>> START Records to use
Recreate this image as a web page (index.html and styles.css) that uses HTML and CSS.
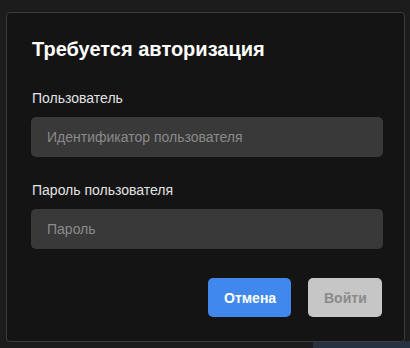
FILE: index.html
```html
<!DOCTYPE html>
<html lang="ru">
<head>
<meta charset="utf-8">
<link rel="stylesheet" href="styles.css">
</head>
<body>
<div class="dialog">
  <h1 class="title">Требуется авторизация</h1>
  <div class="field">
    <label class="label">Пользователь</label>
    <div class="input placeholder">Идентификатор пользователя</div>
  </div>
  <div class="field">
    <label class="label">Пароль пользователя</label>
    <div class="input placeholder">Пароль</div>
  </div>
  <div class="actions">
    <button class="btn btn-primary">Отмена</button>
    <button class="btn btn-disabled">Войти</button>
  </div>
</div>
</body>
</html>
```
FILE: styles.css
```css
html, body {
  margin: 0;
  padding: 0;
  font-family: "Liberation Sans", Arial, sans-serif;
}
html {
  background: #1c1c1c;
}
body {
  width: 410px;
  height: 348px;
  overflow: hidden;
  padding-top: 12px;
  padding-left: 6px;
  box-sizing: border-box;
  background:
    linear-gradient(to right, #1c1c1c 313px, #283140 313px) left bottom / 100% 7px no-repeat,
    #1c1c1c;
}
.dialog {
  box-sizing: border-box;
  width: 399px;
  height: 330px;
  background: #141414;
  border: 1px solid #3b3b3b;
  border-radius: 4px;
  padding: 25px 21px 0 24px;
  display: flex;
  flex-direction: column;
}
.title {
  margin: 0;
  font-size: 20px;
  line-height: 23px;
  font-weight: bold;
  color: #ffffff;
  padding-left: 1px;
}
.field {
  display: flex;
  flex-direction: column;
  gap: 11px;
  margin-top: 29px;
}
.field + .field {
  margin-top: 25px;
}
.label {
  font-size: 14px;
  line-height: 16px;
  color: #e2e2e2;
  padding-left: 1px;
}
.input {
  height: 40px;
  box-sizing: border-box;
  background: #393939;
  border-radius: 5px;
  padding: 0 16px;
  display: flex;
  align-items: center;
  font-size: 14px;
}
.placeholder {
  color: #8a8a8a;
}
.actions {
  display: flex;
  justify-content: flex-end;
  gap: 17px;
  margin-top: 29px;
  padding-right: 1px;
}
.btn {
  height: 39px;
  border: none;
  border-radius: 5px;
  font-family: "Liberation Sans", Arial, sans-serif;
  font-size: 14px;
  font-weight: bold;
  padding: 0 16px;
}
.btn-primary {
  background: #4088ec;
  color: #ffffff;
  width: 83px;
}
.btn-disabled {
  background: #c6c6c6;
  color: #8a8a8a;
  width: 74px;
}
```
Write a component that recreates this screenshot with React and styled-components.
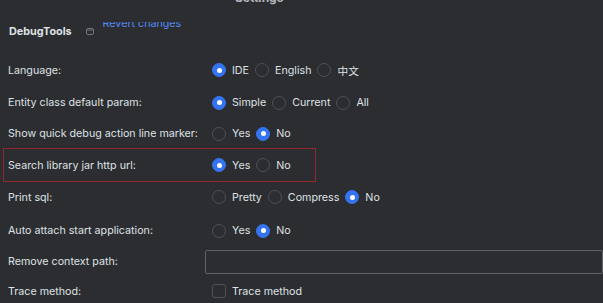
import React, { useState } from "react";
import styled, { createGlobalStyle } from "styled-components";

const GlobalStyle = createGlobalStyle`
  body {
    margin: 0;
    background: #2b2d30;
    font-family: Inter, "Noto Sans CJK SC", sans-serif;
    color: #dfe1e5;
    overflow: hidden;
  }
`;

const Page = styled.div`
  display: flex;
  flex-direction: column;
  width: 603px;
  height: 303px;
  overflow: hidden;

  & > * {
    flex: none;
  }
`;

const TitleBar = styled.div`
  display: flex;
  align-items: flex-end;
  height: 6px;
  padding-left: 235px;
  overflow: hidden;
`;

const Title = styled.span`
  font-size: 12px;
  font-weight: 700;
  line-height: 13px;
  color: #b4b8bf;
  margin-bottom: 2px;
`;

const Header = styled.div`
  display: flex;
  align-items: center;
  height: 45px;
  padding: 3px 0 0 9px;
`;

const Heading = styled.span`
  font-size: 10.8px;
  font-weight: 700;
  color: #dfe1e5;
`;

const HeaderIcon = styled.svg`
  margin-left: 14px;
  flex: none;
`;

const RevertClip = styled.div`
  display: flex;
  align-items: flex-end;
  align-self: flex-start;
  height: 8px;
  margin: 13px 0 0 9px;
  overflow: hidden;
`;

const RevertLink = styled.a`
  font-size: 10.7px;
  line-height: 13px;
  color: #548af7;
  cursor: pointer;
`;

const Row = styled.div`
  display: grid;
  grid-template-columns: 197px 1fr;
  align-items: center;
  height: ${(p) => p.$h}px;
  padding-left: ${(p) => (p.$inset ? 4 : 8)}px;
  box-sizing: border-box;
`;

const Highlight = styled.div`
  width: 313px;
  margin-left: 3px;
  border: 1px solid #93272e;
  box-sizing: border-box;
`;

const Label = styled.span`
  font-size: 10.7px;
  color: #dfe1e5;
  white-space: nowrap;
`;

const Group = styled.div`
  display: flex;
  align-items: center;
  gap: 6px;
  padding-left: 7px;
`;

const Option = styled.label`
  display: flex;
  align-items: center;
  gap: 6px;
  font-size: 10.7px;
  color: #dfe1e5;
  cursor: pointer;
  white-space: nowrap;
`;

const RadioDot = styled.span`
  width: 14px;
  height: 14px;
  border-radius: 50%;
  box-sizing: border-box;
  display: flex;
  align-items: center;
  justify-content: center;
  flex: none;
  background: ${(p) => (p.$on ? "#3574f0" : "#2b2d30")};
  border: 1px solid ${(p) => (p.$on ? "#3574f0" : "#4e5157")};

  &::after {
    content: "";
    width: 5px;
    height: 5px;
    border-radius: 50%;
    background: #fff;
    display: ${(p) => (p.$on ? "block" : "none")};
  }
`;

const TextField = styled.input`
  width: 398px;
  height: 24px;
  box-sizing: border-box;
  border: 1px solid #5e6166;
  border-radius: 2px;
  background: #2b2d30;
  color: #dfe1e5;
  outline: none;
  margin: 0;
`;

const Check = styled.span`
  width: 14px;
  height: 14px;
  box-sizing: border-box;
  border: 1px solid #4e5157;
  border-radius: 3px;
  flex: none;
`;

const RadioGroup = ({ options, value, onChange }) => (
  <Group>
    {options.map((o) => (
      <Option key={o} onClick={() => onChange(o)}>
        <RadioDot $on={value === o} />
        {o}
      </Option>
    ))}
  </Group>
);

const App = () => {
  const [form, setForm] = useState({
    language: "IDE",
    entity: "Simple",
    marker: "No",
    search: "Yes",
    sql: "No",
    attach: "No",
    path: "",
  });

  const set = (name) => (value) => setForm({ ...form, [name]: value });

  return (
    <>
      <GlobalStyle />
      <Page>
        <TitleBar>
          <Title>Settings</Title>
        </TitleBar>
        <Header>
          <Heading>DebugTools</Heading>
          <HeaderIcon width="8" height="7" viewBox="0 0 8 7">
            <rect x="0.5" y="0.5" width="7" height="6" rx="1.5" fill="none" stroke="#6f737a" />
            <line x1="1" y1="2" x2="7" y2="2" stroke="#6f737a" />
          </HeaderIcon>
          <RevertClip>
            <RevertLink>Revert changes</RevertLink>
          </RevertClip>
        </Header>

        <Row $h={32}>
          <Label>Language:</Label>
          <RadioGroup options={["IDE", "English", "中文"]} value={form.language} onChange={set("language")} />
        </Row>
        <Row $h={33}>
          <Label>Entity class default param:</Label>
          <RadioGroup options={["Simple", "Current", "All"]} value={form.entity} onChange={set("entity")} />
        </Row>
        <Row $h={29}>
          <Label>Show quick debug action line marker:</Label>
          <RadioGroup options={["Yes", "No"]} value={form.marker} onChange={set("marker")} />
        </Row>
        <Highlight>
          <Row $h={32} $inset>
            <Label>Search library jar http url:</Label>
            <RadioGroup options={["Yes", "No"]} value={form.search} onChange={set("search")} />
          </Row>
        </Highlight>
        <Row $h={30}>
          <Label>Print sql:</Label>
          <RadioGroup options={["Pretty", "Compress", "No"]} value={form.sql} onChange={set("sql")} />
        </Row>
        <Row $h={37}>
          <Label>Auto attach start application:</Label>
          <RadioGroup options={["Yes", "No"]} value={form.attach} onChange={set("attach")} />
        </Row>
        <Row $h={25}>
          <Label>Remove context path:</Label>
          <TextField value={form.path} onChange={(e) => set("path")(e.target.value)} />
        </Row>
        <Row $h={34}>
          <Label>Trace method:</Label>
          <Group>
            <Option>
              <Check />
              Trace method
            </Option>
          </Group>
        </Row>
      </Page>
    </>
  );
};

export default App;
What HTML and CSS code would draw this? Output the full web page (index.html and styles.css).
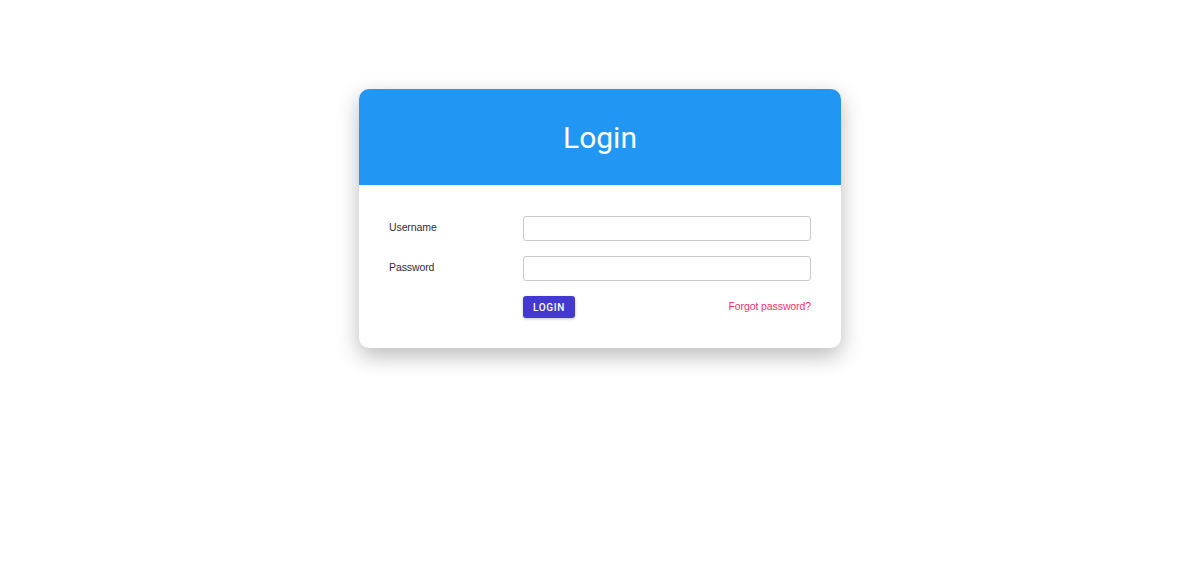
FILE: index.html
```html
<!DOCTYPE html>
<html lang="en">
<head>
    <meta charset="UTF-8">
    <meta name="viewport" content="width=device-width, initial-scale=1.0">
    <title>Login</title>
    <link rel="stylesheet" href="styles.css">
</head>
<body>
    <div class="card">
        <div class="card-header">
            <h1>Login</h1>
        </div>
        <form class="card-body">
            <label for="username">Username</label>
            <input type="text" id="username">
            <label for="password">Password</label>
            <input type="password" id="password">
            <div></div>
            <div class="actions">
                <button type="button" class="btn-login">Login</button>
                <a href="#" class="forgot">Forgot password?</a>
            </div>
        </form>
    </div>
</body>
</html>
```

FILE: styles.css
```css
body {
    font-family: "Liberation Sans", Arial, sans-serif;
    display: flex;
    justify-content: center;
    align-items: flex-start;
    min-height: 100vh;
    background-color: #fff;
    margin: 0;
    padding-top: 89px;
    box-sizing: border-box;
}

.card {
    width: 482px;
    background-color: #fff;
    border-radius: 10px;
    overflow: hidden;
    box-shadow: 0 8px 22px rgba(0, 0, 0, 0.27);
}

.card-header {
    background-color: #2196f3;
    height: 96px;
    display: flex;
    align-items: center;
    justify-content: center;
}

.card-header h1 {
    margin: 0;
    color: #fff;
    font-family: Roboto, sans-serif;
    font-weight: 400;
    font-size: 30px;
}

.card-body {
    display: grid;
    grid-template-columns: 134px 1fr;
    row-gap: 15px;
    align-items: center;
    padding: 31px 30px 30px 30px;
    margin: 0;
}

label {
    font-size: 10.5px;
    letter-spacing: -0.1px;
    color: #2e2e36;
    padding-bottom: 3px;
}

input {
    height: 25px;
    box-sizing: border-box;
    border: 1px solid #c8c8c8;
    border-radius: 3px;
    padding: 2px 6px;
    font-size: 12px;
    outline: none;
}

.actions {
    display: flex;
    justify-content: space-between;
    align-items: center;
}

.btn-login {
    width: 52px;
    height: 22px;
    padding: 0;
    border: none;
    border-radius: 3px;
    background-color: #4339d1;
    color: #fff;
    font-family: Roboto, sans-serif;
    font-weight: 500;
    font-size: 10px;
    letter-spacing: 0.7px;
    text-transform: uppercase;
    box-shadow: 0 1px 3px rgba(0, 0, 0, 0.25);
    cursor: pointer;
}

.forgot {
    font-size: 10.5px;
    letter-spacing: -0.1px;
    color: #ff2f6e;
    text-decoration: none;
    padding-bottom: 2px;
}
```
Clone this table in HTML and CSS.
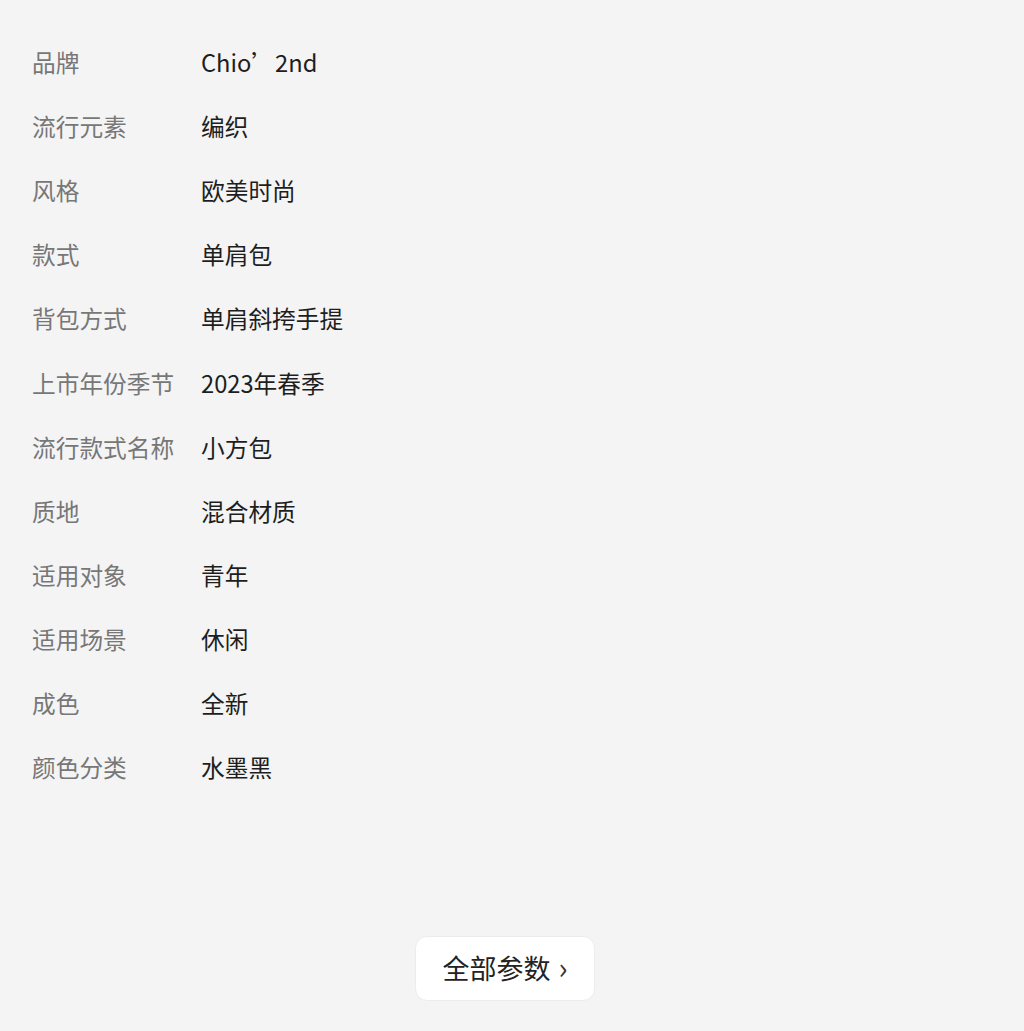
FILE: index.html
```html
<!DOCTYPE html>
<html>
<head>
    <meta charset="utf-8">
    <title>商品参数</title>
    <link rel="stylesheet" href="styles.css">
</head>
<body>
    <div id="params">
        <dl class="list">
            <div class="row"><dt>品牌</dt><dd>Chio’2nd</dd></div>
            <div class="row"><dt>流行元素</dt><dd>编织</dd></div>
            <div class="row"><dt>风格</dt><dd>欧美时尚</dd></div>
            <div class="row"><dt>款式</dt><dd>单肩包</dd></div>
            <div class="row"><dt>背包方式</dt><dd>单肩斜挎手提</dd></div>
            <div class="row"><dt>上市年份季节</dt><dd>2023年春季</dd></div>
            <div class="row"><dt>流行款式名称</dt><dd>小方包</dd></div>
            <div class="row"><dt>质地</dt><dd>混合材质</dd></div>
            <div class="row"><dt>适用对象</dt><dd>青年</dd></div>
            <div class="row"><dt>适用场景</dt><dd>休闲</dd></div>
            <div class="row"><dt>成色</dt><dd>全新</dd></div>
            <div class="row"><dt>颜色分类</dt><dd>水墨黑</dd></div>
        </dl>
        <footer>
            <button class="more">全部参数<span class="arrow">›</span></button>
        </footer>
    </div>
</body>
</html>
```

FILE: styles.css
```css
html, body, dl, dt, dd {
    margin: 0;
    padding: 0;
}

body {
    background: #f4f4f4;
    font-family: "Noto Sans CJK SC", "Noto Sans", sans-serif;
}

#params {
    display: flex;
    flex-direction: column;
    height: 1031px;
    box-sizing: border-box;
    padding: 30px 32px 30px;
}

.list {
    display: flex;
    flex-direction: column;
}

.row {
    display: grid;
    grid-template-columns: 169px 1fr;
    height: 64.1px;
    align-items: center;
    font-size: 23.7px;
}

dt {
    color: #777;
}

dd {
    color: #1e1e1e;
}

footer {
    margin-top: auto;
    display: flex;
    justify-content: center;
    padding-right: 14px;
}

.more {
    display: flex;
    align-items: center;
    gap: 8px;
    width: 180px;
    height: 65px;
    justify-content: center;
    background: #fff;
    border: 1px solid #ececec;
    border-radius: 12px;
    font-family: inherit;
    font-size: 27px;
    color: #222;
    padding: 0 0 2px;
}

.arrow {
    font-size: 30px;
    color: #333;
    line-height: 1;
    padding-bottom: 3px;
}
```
>> END Records to use
- _Work to be completed_
Print only the lines from the line that contains "Clone this table in HTML and CSS." to the final line of the data, inclusive. Pictures stay out.

- _Final result_
Clone this table in HTML and CSS.
FILE: index.html
```html
<!DOCTYPE html>
<html>
<head>
    <meta charset="utf-8">
    <title>商品参数</title>
    <link rel="stylesheet" href="styles.css">
</head>
<body>
    <div id="params">
        <dl class="list">
            <div class="row"><dt>品牌</dt><dd>Chio’2nd</dd></div>
            <div class="row"><dt>流行元素</dt><dd>编织</dd></div>
            <div class="row"><dt>风格</dt><dd>欧美时尚</dd></div>
            <div class="row"><dt>款式</dt><dd>单肩包</dd></div>
            <div class="row"><dt>背包方式</dt><dd>单肩斜挎手提</dd></div>
            <div class="row"><dt>上市年份季节</dt><dd>2023年春季</dd></div>
            <div class="row"><dt>流行款式名称</dt><dd>小方包</dd></div>
            <div class="row"><dt>质地</dt><dd>混合材质</dd></div>
            <div class="row"><dt>适用对象</dt><dd>青年</dd></div>
            <div class="row"><dt>适用场景</dt><dd>休闲</dd></div>
            <div class="row"><dt>成色</dt><dd>全新</dd></div>
            <div class="row"><dt>颜色分类</dt><dd>水墨黑</dd></div>
        </dl>
        <footer>
            <button class="more">全部参数<span class="arrow">›</span></button>
        </footer>
    </div>
</body>
</html>
```

FILE: styles.css
```css
html, body, dl, dt, dd {
    margin: 0;
    padding: 0;
}

body {
    background: #f4f4f4;
    font-family: "Noto Sans CJK SC", "Noto Sans", sans-serif;
}

#params {
    display: flex;
    flex-direction: column;
    height: 1031px;
    box-sizing: border-box;
    padding: 30px 32px 30px;
}

.list {
    display: flex;
    flex-direction: column;
}

.row {
    display: grid;
    grid-template-columns: 169px 1fr;
    height: 64.1px;
    align-items: center;
    font-size: 23.7px;
}

dt {
    color: #777;
}

dd {
    color: #1e1e1e;
}

footer {
    margin-top: auto;
    display: flex;
    justify-content: center;
    padding-right: 14px;
}

.more {
    display: flex;
    align-items: center;
    gap: 8px;
    width: 180px;
    height: 65px;
    justify-content: center;
    background: #fff;
    border: 1px solid #ececec;
    border-radius: 12px;
    font-family: inherit;
    font-size: 27px;
    color: #222;
    padding: 0 0 2px;
}

.arrow {
    font-size: 30px;
    color: #333;
    line-height: 1;
    padding-bottom: 3px;
}
```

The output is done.